In almost every case, these dazed and confused recipients of our community’s largesse seemed receptive to our efforts but pleased most of all that someone was knocking on their door.  A person. Someone with whom to speak, even to question, even to invite in.  Standing on their front porches, entering their homes, we were the biggest thing that was going to happen to them that day.  Some seemed grateful, others merely accepting, but all were more than ready to engage in some form of personal encounter.  To have a real person to talk to was an unexpected gift.

My greatest fear about the COVID-19 shutdown is that we will get good at avoiding just such encounters.  The technological wonders of virtuality, toward which we were already moving, now appear not only more attractive but also safer and, in many cases, just as effective.  Soon, if not already, we will be able to live without “other people,” or at least, without engaging them in person.

The congregation where my wife and I worship, like so many other congregations today, is livestreaming its services, which is a gift to the rest of us who are now “shut-in.”  I am grateful for this option, which is far better than my private devotions and in truth, provides some measure of connection with others.  But it is not the same.  In fact, this experience of being “shut-in” has reminded me of how often Jesus touched those whom he healed, how the psalmist insisted that the goodness of the Lord was something that could be tasted and seen, how Jesus, in giving his disciples one last gift, shares with them his body and blood in bread and wine.  Despite the efforts of some of the best theologians in our tradition, such gifts cannot be spiritualized or reduced to what memory can recall or dismissed altogether.  “This is my body” is not a virtual reality.

Nor is it merely a liturgical or ecclesiastical inconvenience.  What is being thrown at this stupid virus today is not just the intellectual or even spiritual gifts of medical experts, but precisely the bodies of nurses and doctors, orderlies and first responders, all of whom are sacrificing their bodies that others might be treated and even healed.  Theirs is certainly no virtual reality but the all too stark reality of an embodied grace that cares for another.

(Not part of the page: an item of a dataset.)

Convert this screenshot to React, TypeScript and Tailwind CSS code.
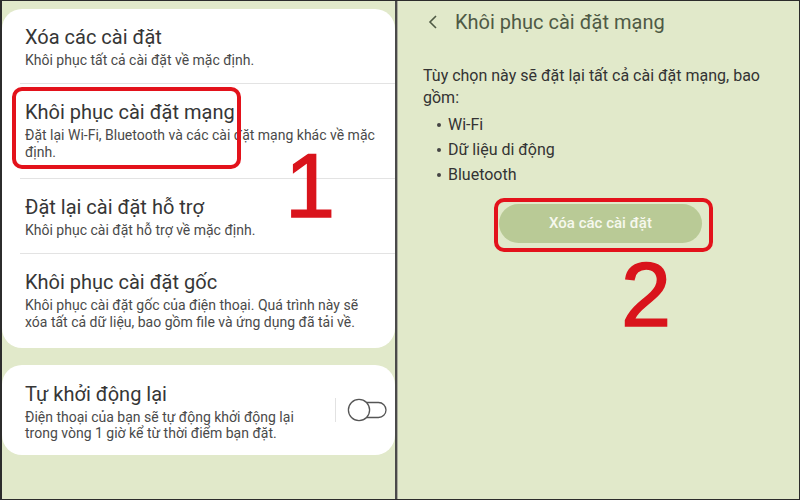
import React from "react";

const font = { fontFamily: "Roboto, 'Noto Sans', Arial, sans-serif" };

function Item({ title, sub, h }: { title: string; sub: React.ReactNode; h: string }) {
  return (
    <div className={`${h} pt-[15px] pl-[23px] pr-[12px]`}>
      <div className="text-[20px] leading-[26px] text-[#363636]">{title}</div>
      <div className="mt-[2px] text-[14px] leading-[17px] text-[#4a4a4a]">{sub}</div>
    </div>
  );
}

function Divider() {
  return <div className="ml-[18px] h-px bg-[#e3e3e3]" />;
}

export default function App() {
  return (
    <div
      className="relative flex h-[500px] w-[800px] overflow-hidden border-y border-l-2 border-r border-[#2c2c2c] bg-[#e1e9ca]"
      style={font}
    >
      {/* Left panel */}
      <div className="flex w-[393px] flex-col bg-[#e1e9ca] pt-[8px]">
        <div className="rounded-[20px] bg-white">
          <Item h="h-[74px]" title="Xóa các cài đặt" sub="Khôi phục tất cả cài đặt về mặc định." />
          <Divider />
          <Item
            h="h-[94px]"
            title="Khôi phục cài đặt mạng"
            sub="Đặt lại Wi-Fi, Bluetooth và các cài đặt mạng khác về mặc định."
          />
          <Divider />
          <Item h="h-[74px]" title="Đặt lại cài đặt hỗ trợ" sub="Khôi phục cài đặt hỗ trợ về mặc định." />
          <Divider />
          <Item
            h="h-[94px]"
            title="Khôi phục cài đặt gốc"
            sub="Khôi phục cài đặt gốc của điện thoại. Quá trình này sẽ xóa tất cả dữ liệu, bao gồm file và ứng dụng đã tải về."
          />
        </div>
        <div className="mt-[17px] flex h-[90px] items-center rounded-[20px] bg-white">
          <div className="h-full w-[318px] pt-[16px] pl-[23px]">
            <div className="text-[20px] leading-[26px] text-[#363636]">Tự khởi động lại</div>
            <div className="mt-[2px] text-[14px] leading-[16px] text-[#4a4a4a]">
              Điện thoại của bạn sẽ tự động khởi động lại trong vòng 1 giờ kể từ thời điểm bạn đặt.
            </div>
          </div>
          <div className="ml-[15px] h-[24px] w-px bg-[#e2e2e2]" />
          <svg className="ml-[11px]" width="40" height="24" viewBox="0 0 40 24">
            <rect x="8" y="4.5" width="31" height="15" rx="7.5" fill="white" stroke="#555" strokeWidth="1.3" />
            <circle cx="12" cy="12" r="10.6" fill="white" stroke="#555" strokeWidth="1.3" />
          </svg>
        </div>
      </div>

      {/* Panel separator */}
      <div className="w-[2px] bg-[#4a4a4a]" />
      <div className="w-px bg-[#a9ab9c]" />

      {/* Right panel */}
      <div className="flex flex-1 flex-col bg-[#e1e9ca] pt-[8px]">
        <div className="flex items-center pl-[29px]">
          <svg width="12" height="16" viewBox="0 0 12 16">
            <path d="M9 2 L3 8 L9 14" fill="none" stroke="#4f5a45" strokeWidth="1.6" />
          </svg>
          <div className="ml-[16px] text-[20px] leading-[26px] text-[#4f5a45]">Khôi phục cài đặt mạng</div>
        </div>
        <div className="mt-[30px] pl-[25px] pr-[20px] text-[16px] leading-[22px] text-[#333]">
          Tùy chọn này sẽ đặt lại tất cả cài đặt mạng, bao gồm:
        </div>
        <div className="mt-[3px] flex flex-col pl-[39px] text-[16px] leading-[25px] text-[#333]">
          {["Wi-Fi", "Dữ liệu di động", "Bluetooth"].map((t) => (
            <div key={t} className="flex items-center">
              <span className="mr-[7px] h-[4px] w-[4px] rounded-full bg-[#444]" />
              <span>{t}</span>
            </div>
          ))}
        </div>
        <div className="ml-[101px] mt-[17px] flex h-[39px] w-[203px] items-center justify-center rounded-full bg-[#b9ca96] text-[15px] font-medium text-[#f6f8ee]">
          Xóa các cài đặt
        </div>
      </div>

      {/* Annotations */}
      <div className="absolute left-[10px] top-[86px] h-[82px] w-[229px] rounded-[10px] border-[4px] border-[#e3121b]" />
      <div className="absolute left-[492px] top-[197px] h-[54px] w-[219px] rounded-[10px] border-[4px] border-[#e3121b]" />
      <div
        className="absolute left-[283px] top-[140px] text-[90px] leading-[90px] text-[#d9141c] [-webkit-text-stroke:1.5px_#d9141c]"
        style={{ fontFamily: "'Liberation Sans', Arial, sans-serif" }}
      >
        1
      </div>
      <div
        className="absolute left-[619px] top-[249px] text-[90px] leading-[90px] text-[#d9141c] [-webkit-text-stroke:1.5px_#d9141c]"
        style={{ fontFamily: "'Liberation Sans', Arial, sans-serif" }}
      >
        2
      </div>
    </div>
  );
}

So, yes, I know that the world will change as a result of this virus and the remarkable efforts, not least the technological efforts, employed to defeat it.  And for all I know, the resulting world will be better and even more equitable than the one we currently inhabit.  But I hope we will not forget what a privilege it is simply as Christians to meet together, to worship together, to engage with one another in person.  There is something, as Dietrich Bonhoeffer knew, about the heart of the gospel that calls us into a life together— not a life of silent privacy or virtuality, but the smelly, fleshly, joyfully carnate life together.  From the isolation of an underground seminary, and soon to be imprisoned, Bonhoeffer in “Life Together” reminds us:

“The physical presence of other Christians is a source of incomparable joy and strength to the believer. … The believer need not feel any shame when yearning for the physical presence of other Christians, as if one were still living too much in the flesh. A human being is created as a body; the Son of God appeared on earth in the body for our sake and, was raised in the body.   In the sacrament the believer receives the Lord Christ in the body, and the resurrection of the dead will bring about the perfected community of God’s spiritual-physical creatures. … The prisoner, the sick person, the Christian in the diaspora recognizes in the nearness of a fellow Christian a physical sign of the gracious presence of the triune God.   In their loneliness, both the visitor and the one visited recognize in each other the Christ who is present in the body.  They receive and meet each other as one meets the Lord, in reverence, humility, and joy.”

So may we rightly long for what we do not have, looking forward to what one day we will have again, and celebrate with grateful hearts the life that is ours, even now, in the body of Christ.

Thomas W. Currie is professor emeritus of theology at Union Presbyterian Seminary in Charlotte, North Carolina.